> **Task objective**: Determine the number of lines holding the word "styles"; answer with that number only.
BEGIN Information supplied
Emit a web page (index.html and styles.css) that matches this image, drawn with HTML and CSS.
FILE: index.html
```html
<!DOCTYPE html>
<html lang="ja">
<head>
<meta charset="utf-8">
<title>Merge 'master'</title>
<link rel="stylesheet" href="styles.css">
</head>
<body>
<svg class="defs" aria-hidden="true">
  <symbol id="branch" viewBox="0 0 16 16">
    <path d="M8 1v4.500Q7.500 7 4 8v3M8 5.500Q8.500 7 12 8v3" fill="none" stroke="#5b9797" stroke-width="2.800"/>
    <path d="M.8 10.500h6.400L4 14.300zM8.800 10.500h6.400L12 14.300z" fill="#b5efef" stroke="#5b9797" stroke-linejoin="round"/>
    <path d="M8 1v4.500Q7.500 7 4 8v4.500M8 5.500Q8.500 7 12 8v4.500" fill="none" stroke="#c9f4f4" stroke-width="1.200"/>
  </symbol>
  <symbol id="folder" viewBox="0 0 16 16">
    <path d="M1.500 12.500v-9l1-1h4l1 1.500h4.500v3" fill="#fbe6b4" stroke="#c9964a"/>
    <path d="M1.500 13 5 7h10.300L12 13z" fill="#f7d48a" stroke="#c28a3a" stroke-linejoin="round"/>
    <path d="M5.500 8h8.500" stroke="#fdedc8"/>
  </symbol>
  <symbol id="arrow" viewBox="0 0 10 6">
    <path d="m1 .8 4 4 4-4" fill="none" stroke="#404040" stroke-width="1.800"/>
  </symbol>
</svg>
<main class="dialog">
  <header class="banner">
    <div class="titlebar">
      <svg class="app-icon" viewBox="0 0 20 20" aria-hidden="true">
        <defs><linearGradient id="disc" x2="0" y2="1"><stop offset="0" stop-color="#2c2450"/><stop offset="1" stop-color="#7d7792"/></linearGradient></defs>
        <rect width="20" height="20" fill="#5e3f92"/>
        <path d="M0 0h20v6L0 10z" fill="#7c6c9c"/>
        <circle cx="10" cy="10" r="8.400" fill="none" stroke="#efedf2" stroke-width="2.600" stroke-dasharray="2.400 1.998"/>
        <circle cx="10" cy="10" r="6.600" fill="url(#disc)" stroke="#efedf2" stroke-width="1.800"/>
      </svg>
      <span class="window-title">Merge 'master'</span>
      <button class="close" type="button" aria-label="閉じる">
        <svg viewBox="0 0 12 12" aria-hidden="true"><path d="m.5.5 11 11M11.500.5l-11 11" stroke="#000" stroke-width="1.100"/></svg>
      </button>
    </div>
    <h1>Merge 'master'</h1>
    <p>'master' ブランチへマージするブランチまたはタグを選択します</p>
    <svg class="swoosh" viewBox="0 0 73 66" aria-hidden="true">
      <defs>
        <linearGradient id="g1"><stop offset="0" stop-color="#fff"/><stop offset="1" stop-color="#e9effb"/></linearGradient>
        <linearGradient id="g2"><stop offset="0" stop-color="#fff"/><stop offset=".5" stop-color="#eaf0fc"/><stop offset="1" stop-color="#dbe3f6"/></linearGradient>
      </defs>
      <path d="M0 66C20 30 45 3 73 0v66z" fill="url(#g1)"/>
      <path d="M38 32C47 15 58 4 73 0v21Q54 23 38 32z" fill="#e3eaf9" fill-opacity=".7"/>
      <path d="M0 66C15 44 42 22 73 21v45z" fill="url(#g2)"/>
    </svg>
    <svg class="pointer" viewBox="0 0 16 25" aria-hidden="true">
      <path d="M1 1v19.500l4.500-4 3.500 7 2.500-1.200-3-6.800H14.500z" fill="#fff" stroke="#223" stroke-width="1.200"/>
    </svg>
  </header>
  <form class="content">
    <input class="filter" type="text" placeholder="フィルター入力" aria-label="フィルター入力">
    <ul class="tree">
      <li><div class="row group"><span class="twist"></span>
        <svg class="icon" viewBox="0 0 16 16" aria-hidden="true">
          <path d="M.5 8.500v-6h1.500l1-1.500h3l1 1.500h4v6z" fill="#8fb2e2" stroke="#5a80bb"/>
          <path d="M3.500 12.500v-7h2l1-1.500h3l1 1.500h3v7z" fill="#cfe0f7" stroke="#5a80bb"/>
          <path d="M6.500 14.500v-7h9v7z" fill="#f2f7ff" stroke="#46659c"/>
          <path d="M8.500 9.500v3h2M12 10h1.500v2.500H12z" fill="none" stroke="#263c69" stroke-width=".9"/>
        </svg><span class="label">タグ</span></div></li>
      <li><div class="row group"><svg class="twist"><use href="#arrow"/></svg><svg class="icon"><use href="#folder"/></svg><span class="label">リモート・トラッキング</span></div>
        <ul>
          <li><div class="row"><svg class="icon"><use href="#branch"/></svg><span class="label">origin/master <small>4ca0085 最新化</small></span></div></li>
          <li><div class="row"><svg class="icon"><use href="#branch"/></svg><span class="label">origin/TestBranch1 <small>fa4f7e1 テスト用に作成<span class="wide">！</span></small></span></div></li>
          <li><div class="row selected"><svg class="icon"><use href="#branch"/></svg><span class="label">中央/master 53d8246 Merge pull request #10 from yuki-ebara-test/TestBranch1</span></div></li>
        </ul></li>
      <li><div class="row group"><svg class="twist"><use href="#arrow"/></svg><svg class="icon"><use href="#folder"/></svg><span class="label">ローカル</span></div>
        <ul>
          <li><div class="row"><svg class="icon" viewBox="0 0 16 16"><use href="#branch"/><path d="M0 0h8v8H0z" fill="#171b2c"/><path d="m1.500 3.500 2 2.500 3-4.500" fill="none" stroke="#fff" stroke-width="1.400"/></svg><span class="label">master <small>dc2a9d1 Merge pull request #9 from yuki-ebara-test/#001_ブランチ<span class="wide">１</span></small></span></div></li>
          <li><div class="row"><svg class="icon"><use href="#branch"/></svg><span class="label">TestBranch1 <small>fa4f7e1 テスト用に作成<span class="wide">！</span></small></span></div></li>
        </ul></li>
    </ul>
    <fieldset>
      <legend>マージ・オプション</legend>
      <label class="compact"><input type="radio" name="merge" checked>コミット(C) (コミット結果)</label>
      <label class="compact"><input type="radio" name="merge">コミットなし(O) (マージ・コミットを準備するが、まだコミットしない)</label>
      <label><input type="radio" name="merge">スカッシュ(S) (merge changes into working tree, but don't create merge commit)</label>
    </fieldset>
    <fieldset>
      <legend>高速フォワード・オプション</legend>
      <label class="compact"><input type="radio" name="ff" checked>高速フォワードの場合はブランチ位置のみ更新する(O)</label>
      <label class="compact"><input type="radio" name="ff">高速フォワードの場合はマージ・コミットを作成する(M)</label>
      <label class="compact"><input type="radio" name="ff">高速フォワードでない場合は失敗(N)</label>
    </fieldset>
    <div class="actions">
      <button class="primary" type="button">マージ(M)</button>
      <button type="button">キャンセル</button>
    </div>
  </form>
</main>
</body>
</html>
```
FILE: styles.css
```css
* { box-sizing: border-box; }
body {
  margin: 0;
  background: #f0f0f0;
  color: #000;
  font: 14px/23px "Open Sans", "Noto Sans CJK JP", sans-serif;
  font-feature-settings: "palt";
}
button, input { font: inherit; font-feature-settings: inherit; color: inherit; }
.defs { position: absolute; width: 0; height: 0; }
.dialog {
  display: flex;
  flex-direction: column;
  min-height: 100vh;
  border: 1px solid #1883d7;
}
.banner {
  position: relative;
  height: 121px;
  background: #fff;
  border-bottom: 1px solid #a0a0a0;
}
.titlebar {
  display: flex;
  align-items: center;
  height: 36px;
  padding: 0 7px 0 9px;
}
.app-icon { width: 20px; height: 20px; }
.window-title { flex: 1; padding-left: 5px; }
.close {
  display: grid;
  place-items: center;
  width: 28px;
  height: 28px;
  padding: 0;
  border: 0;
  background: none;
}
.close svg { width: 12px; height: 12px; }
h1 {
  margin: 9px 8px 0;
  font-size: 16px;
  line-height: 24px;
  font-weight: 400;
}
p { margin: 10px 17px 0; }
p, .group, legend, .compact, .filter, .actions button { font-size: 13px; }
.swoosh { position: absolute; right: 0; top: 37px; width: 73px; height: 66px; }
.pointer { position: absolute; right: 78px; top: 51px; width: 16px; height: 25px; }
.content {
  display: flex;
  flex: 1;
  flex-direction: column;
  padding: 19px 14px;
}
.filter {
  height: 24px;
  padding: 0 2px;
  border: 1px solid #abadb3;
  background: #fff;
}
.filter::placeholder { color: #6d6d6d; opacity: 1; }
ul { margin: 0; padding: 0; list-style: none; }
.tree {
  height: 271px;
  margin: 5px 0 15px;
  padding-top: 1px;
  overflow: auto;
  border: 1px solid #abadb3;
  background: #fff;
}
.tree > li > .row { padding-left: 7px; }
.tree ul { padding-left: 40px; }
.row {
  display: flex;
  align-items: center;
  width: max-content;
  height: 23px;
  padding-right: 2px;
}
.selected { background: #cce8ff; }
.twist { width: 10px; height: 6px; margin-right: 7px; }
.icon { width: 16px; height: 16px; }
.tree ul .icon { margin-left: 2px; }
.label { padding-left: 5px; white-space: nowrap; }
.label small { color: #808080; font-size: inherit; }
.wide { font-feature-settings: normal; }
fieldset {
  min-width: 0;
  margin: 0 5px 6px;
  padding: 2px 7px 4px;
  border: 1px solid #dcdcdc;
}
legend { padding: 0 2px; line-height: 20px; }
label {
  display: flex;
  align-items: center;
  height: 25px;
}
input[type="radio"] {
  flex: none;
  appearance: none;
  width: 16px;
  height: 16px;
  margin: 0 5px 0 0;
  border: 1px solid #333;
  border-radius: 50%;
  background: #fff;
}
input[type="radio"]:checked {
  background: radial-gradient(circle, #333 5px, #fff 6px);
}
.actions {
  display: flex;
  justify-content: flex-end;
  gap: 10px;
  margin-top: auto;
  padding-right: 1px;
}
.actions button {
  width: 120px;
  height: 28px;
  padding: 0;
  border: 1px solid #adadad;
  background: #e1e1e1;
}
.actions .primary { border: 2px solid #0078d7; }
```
END Information supplied
> **Finished exercise**: 3